Sim, ainda assim Ulisses regressaria a Ítaca. Porque precisamente o que o fatigava em Ogigia era a perfeição extrema.
"Considera ó deusa, que na tua ilha nunca encontrei um charco; um tronco apodrecido; a carcassa dum bicho morto e coberto de moscas Zumbidoras. Ó deusa, há oito anos, oito anos terríveis, estou privado de ver o trabalho, o esforço, a luta e o sofrimento..."
Ah! que vontade, para o mortal glorioso, farto da paz Imensa da ilha sem defeitos, que vontade de "encontrar um corpo arquejante sob um fardo; dois bois fumegantes puxando um arado; homens que se injuriem na passagem de uma ponte; os braços suplicantes duma mãe que chora; um coxo, sobre a sua muleta, mendigando à porta das vilas!..."
E subia, torturadamente, o tom de seus queixumes. "Deusa, há oito anos que não olho para uma sepultura... Não Fosso mais com esta serenidade sublime!
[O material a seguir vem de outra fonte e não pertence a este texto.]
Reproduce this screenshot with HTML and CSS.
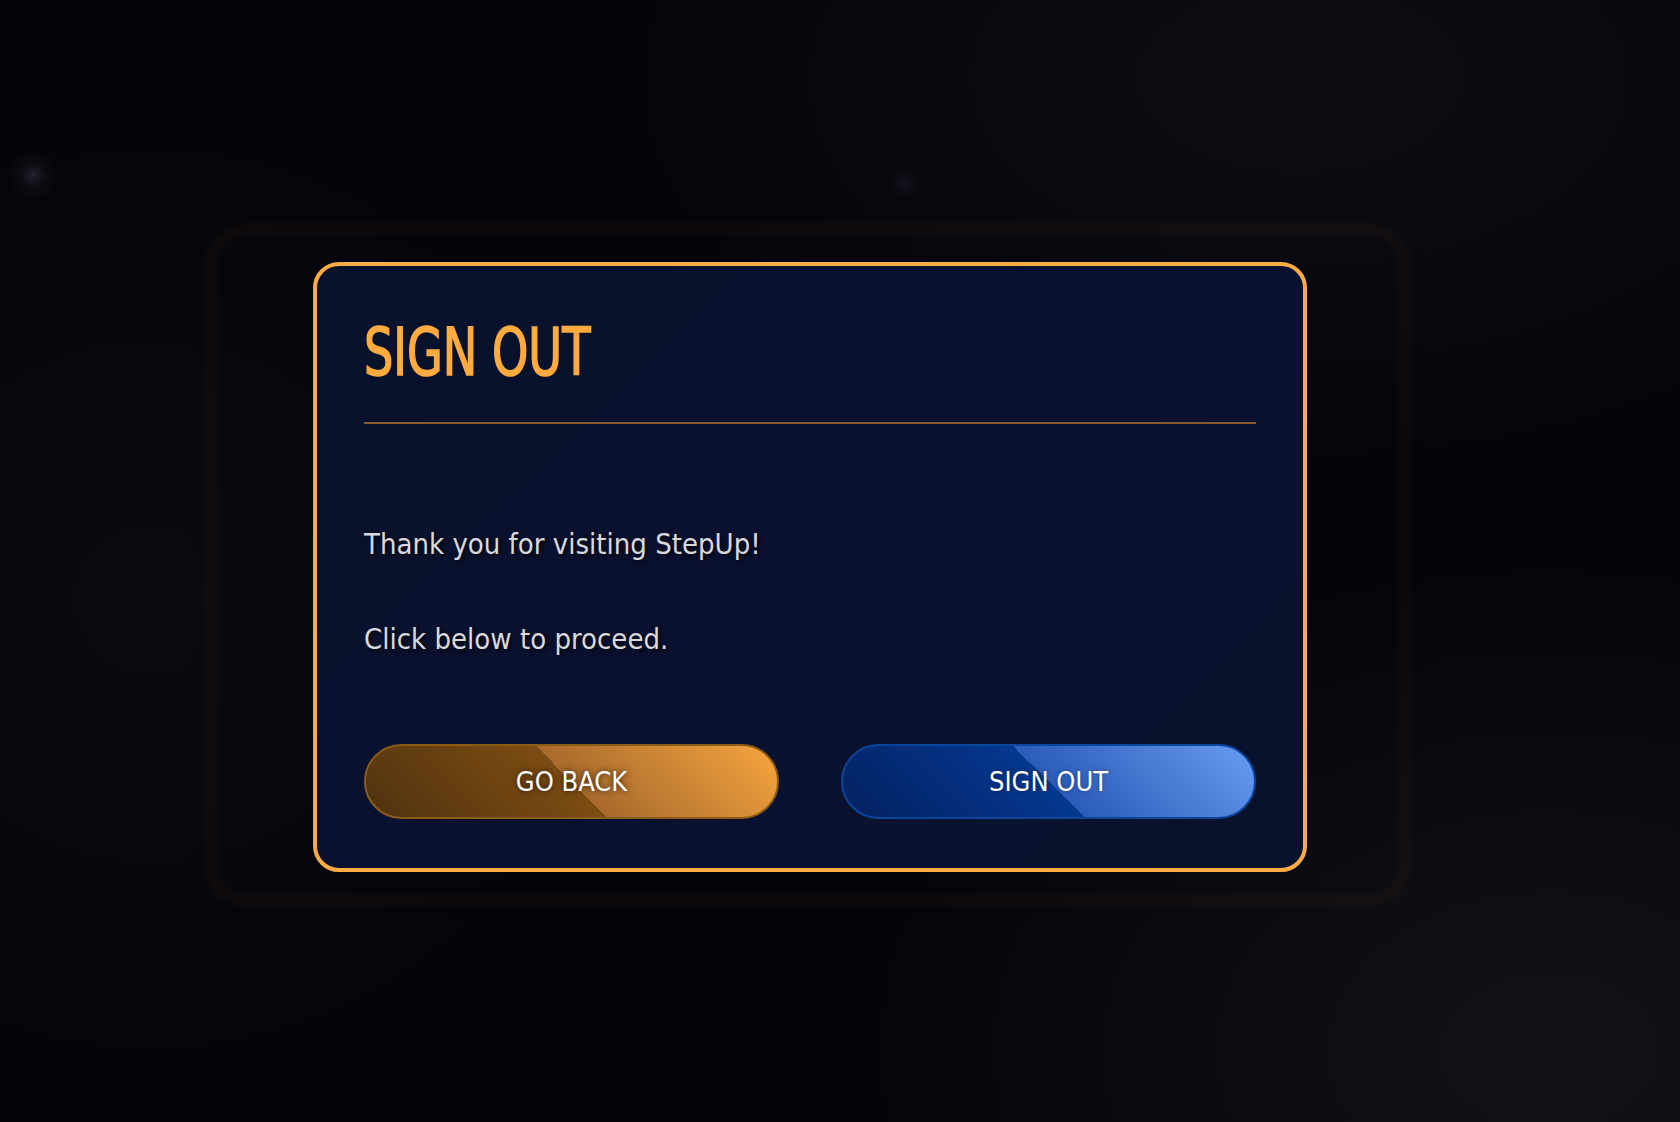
FILE: index.html
```html
<!DOCTYPE html>
<html lang="en">
<head>
<meta charset="utf-8">
<title>Sign Out - StepUp</title>
<link rel="stylesheet" href="styles.css">
</head>
<body>
<main class="stage">
  <section class="card">
    <h1 class="title"><span class="title-text">SIGN OUT</span></h1>
    <hr class="divider">
    <p class="msg msg-first">Thank you for visiting StepUp!</p>
    <p class="msg msg-second">Click below to proceed.</p>
    <div class="actions">
      <button class="btn btn-back" type="button">GO BACK</button>
      <button class="btn btn-out" type="button">SIGN OUT</button>
    </div>
  </section>
</main>
</body>
</html>
```

FILE: styles.css
```css
html, body {
  margin: 0;
  padding: 0;
  height: 100%;
}

body {
  background:
    radial-gradient(circle at 33px 175px, rgba(70, 72, 82, 0.45) 0, rgba(40, 42, 50, 0.2) 12px, rgba(0, 0, 0, 0) 26px),
    radial-gradient(circle at 905px 183px, rgba(40, 42, 55, 0.35) 0, rgba(0, 0, 0, 0) 14px),
    radial-gradient(ellipse 700px 500px at 1550px 1050px, rgba(24, 24, 30, 0.7), rgba(0, 0, 0, 0)),
    radial-gradient(ellipse 700px 400px at 1300px 80px, rgba(20, 20, 28, 0.6), rgba(0, 0, 0, 0)),
    radial-gradient(ellipse 500px 500px at 150px 600px, rgba(14, 14, 22, 0.6), rgba(0, 0, 0, 0)),
    #04040a;
  font-family: "DejaVu Sans Condensed", "DejaVu Sans", sans-serif;
  font-stretch: condensed;
  overflow: hidden;
}

.stage {
  height: 100%;
  display: flex;
  align-items: center;
  justify-content: center;
}

.card {
  position: relative;
  box-sizing: border-box;
  width: 994px;
  margin-right: 60px;
  margin-top: 11px;
  padding: 54px 47px 49px;
  border: 4px solid #ffab45;
  border-radius: 26px;
  background: linear-gradient(135deg, #08122a 0%, #0a1130 45%, #0a1230 70%, #08122a 100%);
}

.card::before {
  content: "";
  position: absolute;
  top: -39px;
  bottom: -35px;
  left: -109px;
  right: -105px;
  border: 5px solid rgba(255, 150, 30, 0.10);
  border-radius: 38px;
  filter: blur(6px);
  pointer-events: none;
}

.title {
  margin: 0;
  height: 66px;
  font-size: 66px;
  line-height: 66px;
  font-weight: 400;
  color: #ffab40;
  white-space: nowrap;
}

.title-text {
  display: inline-block;
  transform: scaleX(0.778);
  transform-origin: left center;
  -webkit-text-stroke: 1.6px #ffab40;
}

.divider {
  margin: 36px 0 0;
  border: 0;
  height: 2px;
  background: #8c5b2c;
}

.msg {
  margin: 0;
  font-size: 29px;
  line-height: 36px;
  color: #d9d9dc;
  text-shadow: 2px 2px 4px rgba(0, 0, 0, 0.75);
}

.msg-first {
  margin-top: 102px;
}

.msg-second {
  margin-top: 59px;
}

.actions {
  margin-top: 87px;
  display: grid;
  grid-template-columns: 1fr 1fr;
  column-gap: 62px;
}

.btn {
  box-sizing: border-box;
  height: 75px;
  border-radius: 38px;
  border: 2px solid;
  font-family: "DejaVu Sans Condensed", "DejaVu Sans", sans-serif;
  font-stretch: condensed;
  font-size: 27px;
  color: #ffffff;
  padding: 0;
  cursor: pointer;
  text-shadow: 0 0 6px rgba(0, 0, 0, 0.75);
}

.btn-back {
  border-color: #8a5c16;
  background: linear-gradient(45deg, #4f3210 0%, #7c4c12 50%, #a86a2c 50%, #f7a640 100%);
}

.btn-out {
  border-color: #0c469c;
  background: linear-gradient(45deg, #03205f 0%, #053890 50%, #2a5cb8 50%, #6a9cf4 100%);
  text-shadow: 0 0 4px rgba(0, 0, 0, 0.35);
}
```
Toda a minha alma arde no desejo do que se deforma, e se suja, e se espedaça, e se corrompe..." Em Ítaca ele encontraria a fome e o desespero, o quadro triste da ignoralidade e da opressão, e, ao lado do poema incomparável da vida, quando há esse poema, toda a infinita amargura da torpeza humana...
Partia, enfim. Beijando-o, no minuto extremo, Calipso:
" - Quantos males te esperam ó desgraçado! Antes ficasses, para toda a imortalidade, na minha ilha perfeita, entre os meus braços perfeitos"...
Já Ulisses, porém, de pé no dorso da jangada, cortava as primeiras ondas do mar em que se espelhava o céu, voltando, assim, deliberadamente, "para os trabalhos, para as tormentas, para as misérias - para a delícia das coisas imperfeitas"...
E era isso, a desigualdade e o erro, era isso, a violência flagrante dos contrastes, isso, a mentira e as iniquidades dos homens e da sorte, mas isso que lhe desafiava o ideal de contribuir, lutando, pela verdade e pelo bem comum, era isso o que o seduzia na desditosa terra de seu berço, mas, também na terra que era tudo para o seu coração sonhador e de guerreiro...
Cada homem, dos que se formaram irresistivelmente para a luta franca, não reproduz, no quadro eterno as ambições e dos interesses, as ânsias e a atitude final do velho Ulisses?